Many expectant women think about how their pregnancy and birth will go. They may read books or blogs, researching the latest fads, new research or what has been historically done for years. Most will talk to friends or family who have been there before, seeking advice on what to expect. Some will dream about the environment they want to welcome their child into, and others will focus on what life will be like after baby arrives.
Most women will be faced with an overwhelming amount of decisions regarding the birth of their child. Where do they want to give birth, where is plan B located, who will be there, how will I handle labor pains, what if I don’t go into labor on my own, what happens if labor starts too early, etc.? So many decisions to be made over the course of 9 months and for some not much has been explained why they would choose one over the other. How do you decided and who’s opinion do you trust? And all of this just gets you to the point of welcoming that child into the world, not to mention becoming parents and everything that happens after delivery. It is hard for some to navigate the web of information that surrounds pregnancy, childbirth and parenting.
I have learned that making a plan helps to alleviate some stress. Having time to research options and come up with a course of action when you are not pressed for an immediate decision is the best. But what happens when things veer off course? That’s where plan B comes in! It’s important to not only think about your ideal birth and create a plan in which everything goes ideally, and every option is still an option, but also to decide, if some options are taken away, what is still very important to you. Birth is not predictable and it’s important to be flexible in some areas when necessary. For example, options are limited when you are faced with a cesarean birth. Can you still have skin to skin contact once baby is out and you are still in surgery? Can you have your arms free to hold your baby instead of being strapped down? You can talk with your provider about what options you may still have, given the situation.

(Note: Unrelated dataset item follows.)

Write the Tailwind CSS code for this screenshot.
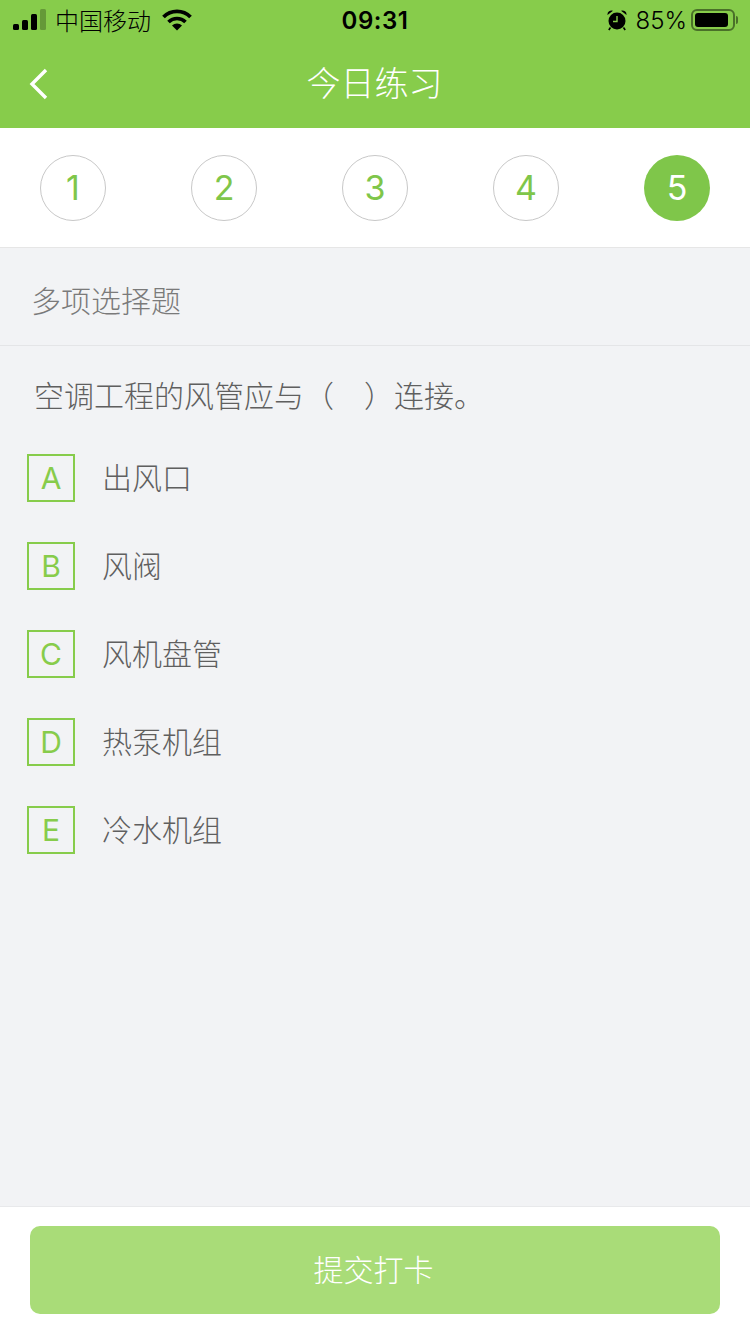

There are interventions that are scary so some people don’t want to think about or plan for. It’s important though to familiarize yourself with what possibilities are out there so you can decide ahead of time what you would do given the situation. Take a childbirth class and learn all about the birthing process and what options are out there. I encourage you to have a discussion with your provider if you have any questions about some of the possible interventions and situations surrounding birth.